-- Problem to solve --
Transcribe each line of the material as it is, and drop any picture.

━━━━━━━━

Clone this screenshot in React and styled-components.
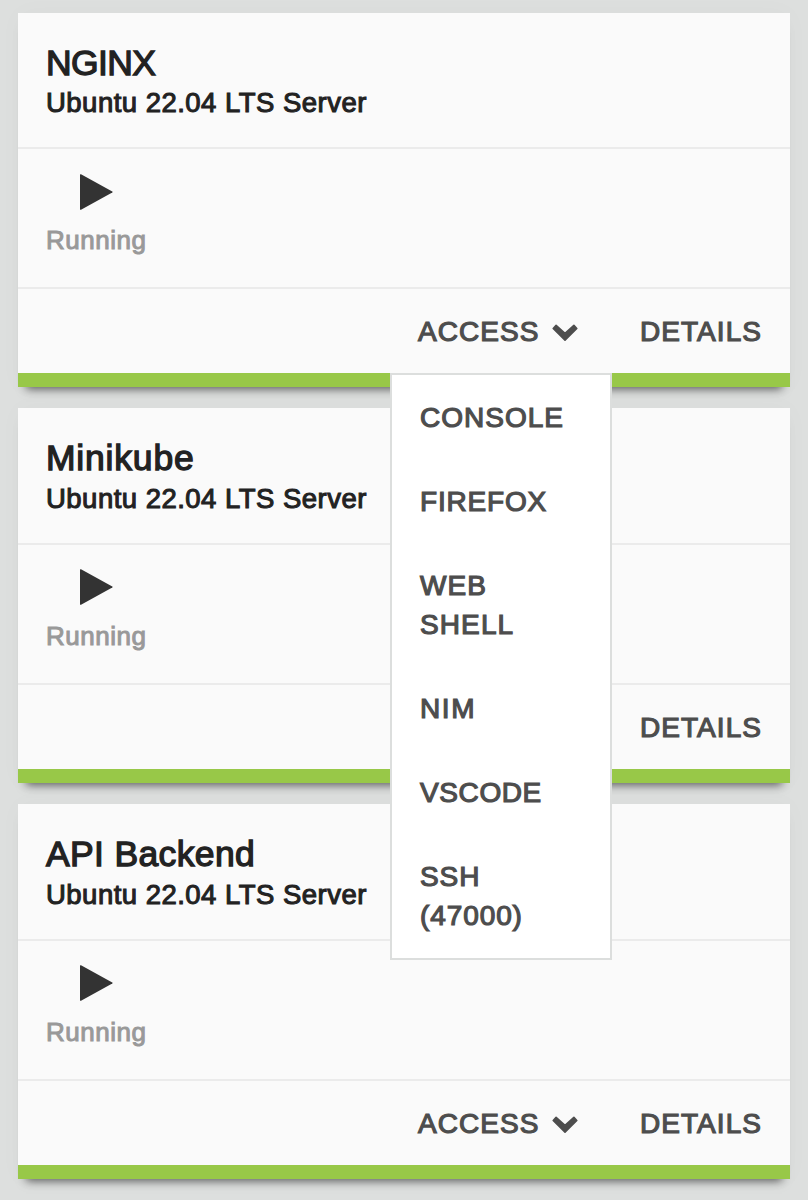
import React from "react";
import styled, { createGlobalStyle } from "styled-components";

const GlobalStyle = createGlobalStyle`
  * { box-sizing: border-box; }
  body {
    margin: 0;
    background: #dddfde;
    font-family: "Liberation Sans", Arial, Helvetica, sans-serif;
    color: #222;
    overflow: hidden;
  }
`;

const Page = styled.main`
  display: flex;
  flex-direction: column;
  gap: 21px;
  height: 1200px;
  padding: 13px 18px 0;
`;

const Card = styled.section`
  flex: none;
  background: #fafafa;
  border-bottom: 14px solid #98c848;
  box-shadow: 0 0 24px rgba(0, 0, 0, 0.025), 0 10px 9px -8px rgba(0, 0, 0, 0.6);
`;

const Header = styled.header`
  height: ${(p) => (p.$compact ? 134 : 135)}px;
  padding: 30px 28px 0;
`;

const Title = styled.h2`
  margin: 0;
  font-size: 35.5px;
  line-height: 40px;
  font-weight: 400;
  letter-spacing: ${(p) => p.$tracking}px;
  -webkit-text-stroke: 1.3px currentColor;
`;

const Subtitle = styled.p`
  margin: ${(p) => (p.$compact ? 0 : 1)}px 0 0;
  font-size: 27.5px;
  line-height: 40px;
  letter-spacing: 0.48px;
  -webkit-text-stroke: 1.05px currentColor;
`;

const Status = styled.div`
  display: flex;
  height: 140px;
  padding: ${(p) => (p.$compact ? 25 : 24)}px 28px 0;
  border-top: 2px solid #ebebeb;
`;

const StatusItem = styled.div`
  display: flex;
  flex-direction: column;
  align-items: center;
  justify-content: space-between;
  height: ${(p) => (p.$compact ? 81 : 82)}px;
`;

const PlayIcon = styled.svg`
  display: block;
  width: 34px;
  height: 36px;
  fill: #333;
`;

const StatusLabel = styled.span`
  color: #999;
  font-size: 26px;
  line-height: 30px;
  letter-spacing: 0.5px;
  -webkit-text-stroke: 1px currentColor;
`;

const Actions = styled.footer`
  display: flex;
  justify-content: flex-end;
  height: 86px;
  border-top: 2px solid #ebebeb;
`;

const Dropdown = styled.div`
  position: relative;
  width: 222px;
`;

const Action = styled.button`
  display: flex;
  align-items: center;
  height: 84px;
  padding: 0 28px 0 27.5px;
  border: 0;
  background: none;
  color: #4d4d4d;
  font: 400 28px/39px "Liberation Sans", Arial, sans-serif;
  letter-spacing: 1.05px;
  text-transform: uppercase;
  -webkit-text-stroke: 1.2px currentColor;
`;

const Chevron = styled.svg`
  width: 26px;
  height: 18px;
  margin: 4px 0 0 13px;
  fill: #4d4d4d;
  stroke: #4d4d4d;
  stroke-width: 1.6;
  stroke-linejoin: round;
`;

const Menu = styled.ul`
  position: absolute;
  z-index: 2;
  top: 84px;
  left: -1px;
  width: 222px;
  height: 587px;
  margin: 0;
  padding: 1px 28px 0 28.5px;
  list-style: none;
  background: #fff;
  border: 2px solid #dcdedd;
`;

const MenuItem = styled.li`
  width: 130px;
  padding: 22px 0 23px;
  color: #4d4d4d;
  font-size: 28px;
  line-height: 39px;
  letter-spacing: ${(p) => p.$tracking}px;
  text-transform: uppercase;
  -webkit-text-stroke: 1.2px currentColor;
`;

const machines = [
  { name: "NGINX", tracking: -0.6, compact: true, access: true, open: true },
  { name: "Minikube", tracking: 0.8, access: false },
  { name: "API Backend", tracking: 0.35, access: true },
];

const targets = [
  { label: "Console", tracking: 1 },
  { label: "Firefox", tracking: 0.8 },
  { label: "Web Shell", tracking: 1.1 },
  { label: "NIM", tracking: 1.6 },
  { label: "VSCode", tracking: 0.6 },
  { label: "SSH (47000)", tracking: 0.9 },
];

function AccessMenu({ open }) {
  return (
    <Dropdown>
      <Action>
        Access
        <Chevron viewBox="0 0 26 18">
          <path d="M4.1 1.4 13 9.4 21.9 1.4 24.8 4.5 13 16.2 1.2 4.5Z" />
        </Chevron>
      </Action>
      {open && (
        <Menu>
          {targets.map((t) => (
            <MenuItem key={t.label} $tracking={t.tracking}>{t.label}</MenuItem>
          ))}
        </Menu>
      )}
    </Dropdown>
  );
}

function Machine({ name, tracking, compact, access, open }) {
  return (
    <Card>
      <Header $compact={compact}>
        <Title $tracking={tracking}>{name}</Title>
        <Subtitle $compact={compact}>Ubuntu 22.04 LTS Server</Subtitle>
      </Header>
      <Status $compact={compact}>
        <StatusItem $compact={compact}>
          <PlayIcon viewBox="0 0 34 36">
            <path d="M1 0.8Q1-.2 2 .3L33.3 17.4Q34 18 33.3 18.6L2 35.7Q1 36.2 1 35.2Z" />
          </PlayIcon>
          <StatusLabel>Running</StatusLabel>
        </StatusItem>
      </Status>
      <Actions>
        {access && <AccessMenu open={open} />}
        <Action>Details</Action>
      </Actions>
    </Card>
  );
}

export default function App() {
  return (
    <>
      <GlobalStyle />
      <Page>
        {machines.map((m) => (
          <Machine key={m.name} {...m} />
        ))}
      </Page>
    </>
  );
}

━━━━━━━━

-- Result of the exercise --
Clone this screenshot in React and styled-components.
import React from "react";
import styled, { createGlobalStyle } from "styled-components";

const GlobalStyle = createGlobalStyle`
  * { box-sizing: border-box; }
  body {
    margin: 0;
    background: #dddfde;
    font-family: "Liberation Sans", Arial, Helvetica, sans-serif;
    color: #222;
    overflow: hidden;
  }
`;

const Page = styled.main`
  display: flex;
  flex-direction: column;
  gap: 21px;
  height: 1200px;
  padding: 13px 18px 0;
`;

const Card = styled.section`
  flex: none;
  background: #fafafa;
  border-bottom: 14px solid #98c848;
  box-shadow: 0 0 24px rgba(0, 0, 0, 0.025), 0 10px 9px -8px rgba(0, 0, 0, 0.6);
`;

const Header = styled.header`
  height: ${(p) => (p.$compact ? 134 : 135)}px;
  padding: 30px 28px 0;
`;

const Title = styled.h2`
  margin: 0;
  font-size: 35.5px;
  line-height: 40px;
  font-weight: 400;
  letter-spacing: ${(p) => p.$tracking}px;
  -webkit-text-stroke: 1.3px currentColor;
`;

const Subtitle = styled.p`
  margin: ${(p) => (p.$compact ? 0 : 1)}px 0 0;
  font-size: 27.5px;
  line-height: 40px;
  letter-spacing: 0.48px;
  -webkit-text-stroke: 1.05px currentColor;
`;

const Status = styled.div`
  display: flex;
  height: 140px;
  padding: ${(p) => (p.$compact ? 25 : 24)}px 28px 0;
  border-top: 2px solid #ebebeb;
`;

const StatusItem = styled.div`
  display: flex;
  flex-direction: column;
  align-items: center;
  justify-content: space-between;
  height: ${(p) => (p.$compact ? 81 : 82)}px;
`;

const PlayIcon = styled.svg`
  display: block;
  width: 34px;
  height: 36px;
  fill: #333;
`;

const StatusLabel = styled.span`
  color: #999;
  font-size: 26px;
  line-height: 30px;
  letter-spacing: 0.5px;
  -webkit-text-stroke: 1px currentColor;
`;

const Actions = styled.footer`
  display: flex;
  justify-content: flex-end;
  height: 86px;
  border-top: 2px solid #ebebeb;
`;

const Dropdown = styled.div`
  position: relative;
  width: 222px;
`;

const Action = styled.button`
  display: flex;
  align-items: center;
  height: 84px;
  padding: 0 28px 0 27.5px;
  border: 0;
  background: none;
  color: #4d4d4d;
  font: 400 28px/39px "Liberation Sans", Arial, sans-serif;
  letter-spacing: 1.05px;
  text-transform: uppercase;
  -webkit-text-stroke: 1.2px currentColor;
`;

const Chevron = styled.svg`
  width: 26px;
  height: 18px;
  margin: 4px 0 0 13px;
  fill: #4d4d4d;
  stroke: #4d4d4d;
  stroke-width: 1.6;
  stroke-linejoin: round;
`;

const Menu = styled.ul`
  position: absolute;
  z-index: 2;
  top: 84px;
  left: -1px;
  width: 222px;
  height: 587px;
  margin: 0;
  padding: 1px 28px 0 28.5px;
  list-style: none;
  background: #fff;
  border: 2px solid #dcdedd;
`;

const MenuItem = styled.li`
  width: 130px;
  padding: 22px 0 23px;
  color: #4d4d4d;
  font-size: 28px;
  line-height: 39px;
  letter-spacing: ${(p) => p.$tracking}px;
  text-transform: uppercase;
  -webkit-text-stroke: 1.2px currentColor;
`;

const machines = [
  { name: "NGINX", tracking: -0.6, compact: true, access: true, open: true },
  { name: "Minikube", tracking: 0.8, access: false },
  { name: "API Backend", tracking: 0.35, access: true },
];

const targets = [
  { label: "Console", tracking: 1 },
  { label: "Firefox", tracking: 0.8 },
  { label: "Web Shell", tracking: 1.1 },
  { label: "NIM", tracking: 1.6 },
  { label: "VSCode", tracking: 0.6 },
  { label: "SSH (47000)", tracking: 0.9 },
];

function AccessMenu({ open }) {
  return (
    <Dropdown>
      <Action>
        Access
        <Chevron viewBox="0 0 26 18">
          <path d="M4.1 1.4 13 9.4 21.9 1.4 24.8 4.5 13 16.2 1.2 4.5Z" />
        </Chevron>
      </Action>
      {open && (
        <Menu>
          {targets.map((t) => (
            <MenuItem key={t.label} $tracking={t.tracking}>{t.label}</MenuItem>
          ))}
        </Menu>
      )}
    </Dropdown>
  );
}

function Machine({ name, tracking, compact, access, open }) {
  return (
    <Card>
      <Header $compact={compact}>
        <Title $tracking={tracking}>{name}</Title>
        <Subtitle $compact={compact}>Ubuntu 22.04 LTS Server</Subtitle>
      </Header>
      <Status $compact={compact}>
        <StatusItem $compact={compact}>
          <PlayIcon viewBox="0 0 34 36">
            <path d="M1 0.8Q1-.2 2 .3L33.3 17.4Q34 18 33.3 18.6L2 35.7Q1 36.2 1 35.2Z" />
          </PlayIcon>
          <StatusLabel>Running</StatusLabel>
        </StatusItem>
      </Status>
      <Actions>
        {access && <AccessMenu open={open} />}
        <Action>Details</Action>
      </Actions>
    </Card>
  );
}

export default function App() {
  return (
    <>
      <GlobalStyle />
      <Page>
        {machines.map((m) => (
          <Machine key={m.name} {...m} />
        ))}
      </Page>
    </>
  );
}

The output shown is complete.